Floating habitats vs full terraforming

  • Strong advocacy for high-altitude habitats at ~50 km:
    • Pressure ~1 bar and temperatures compatible with human life.
    • Venus’s CO₂–N₂ atmosphere makes Earth air a lifting gas, enabling floating cities.
    • High gravity (~0.9 g) and atmospheric shielding make it arguably the best post‑Earth environment if used as‑is.
  • Counterpoints:
    • Psychological discomfort with living on balloons and extreme consequences of failure.
    • Acknowledgment that everything about Venus settlement is science fiction for now, and likely harder than Moon or orbital habitats.

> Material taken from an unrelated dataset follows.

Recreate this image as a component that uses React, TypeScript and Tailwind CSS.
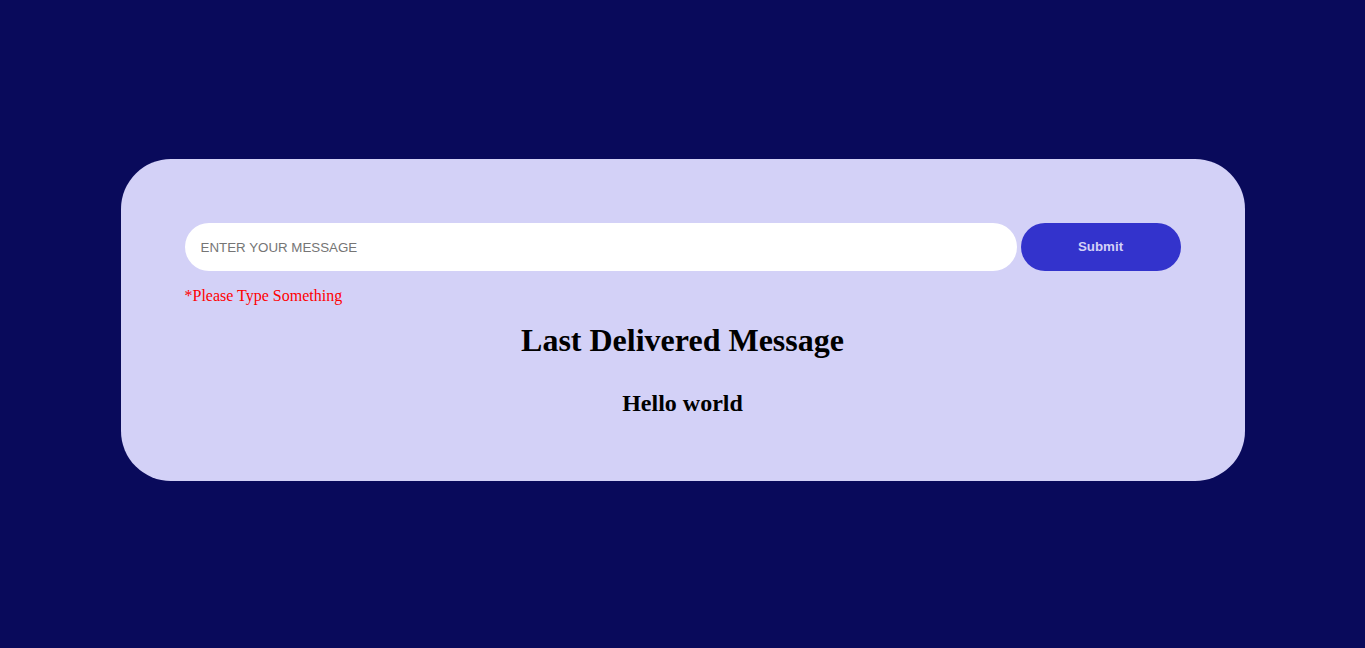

Comet‑based “humidification” plan

  • A stepwise proposal:
    1. Redirect tens of thousands of Oort-cloud comets to add water and create a reflective cloud envelope, cooling the planet.
    2. Form oceans once temperatures drop.
    3. Split CO₂; oxygen oxidizes surface iron, carbon is sequestered under oceans (a “carboniferous” era).
    4. End state: mostly N₂ atmosphere (~3 bar), possibly breathable later.
  • Claimed timescale: 2,000–5,000 years, using thermonuclear devices to nudge comets. Others question whether this really avoids “exotic-level” engineering.

NASA Venus missions and budget politics

  • The DAVINCI mission is noted as cited in the article but asserted to be canceled in the latest U.S. budget proposal, amid claims that ~50% of NASA science funding is slated for cuts.
  • Some urge contacting Congress to oppose cuts; others are cynical that calls matter given party-line voting and prior experiences.
  • Clarifications:
    • The presidential budget is only a proposal; Congress ultimately sets the budget, so nothing is definitively canceled yet.
    • References to wider context: possible future cancellation of SLS, concurrent growth of commercial launch; concern that U.S. science leadership may shift to China.

Geology, craters, and resurfacing

  • Commenters are struck by the abundance of volcanoes and relative paucity of craters, implying frequent resurfacing.
  • One suggests the thick atmosphere itself filters out many impactors, so crater counts might understate bombardment.

Two-habitable-planets speculation

  • Regret expressed that slightly different evolution could have left both Earth and Venus as water worlds; Mars is seen as too small for long-term habitability.
  • Thought experiment: two intelligent civilizations on neighboring planets.
    • Skepticism that two human-level intelligences would overlap in time, given long evolutionary timescales versus rapid tech development.
    • Others argue we set anthropocentric “intelligence” criteria and might miss different forms.
  • Debate over when cross-planet communication could begin:
    • Some think early telescopic observers could quickly attempt visual signaling via large-scale patterns of light/dark or fires.
    • Others argue practical resolution limits and engineering scale make this nontrivial.

Miscellaneous and humor

  • Numerous food puns on “Venus Crust Surprise,” plus jokes about “gastronomy vs astronomy.”
  • Side discussion of planetary mass factoids (Earth vs inner solar system; Venus ~80% Earth’s mass; Sun’s dominance).
  • Reference to a 1995 NOVA episode on Venus; the new crust thickness estimate (~25–40 miles) prompts questions about whether this is “thick” or “thin,” with no clear consensus in the thread.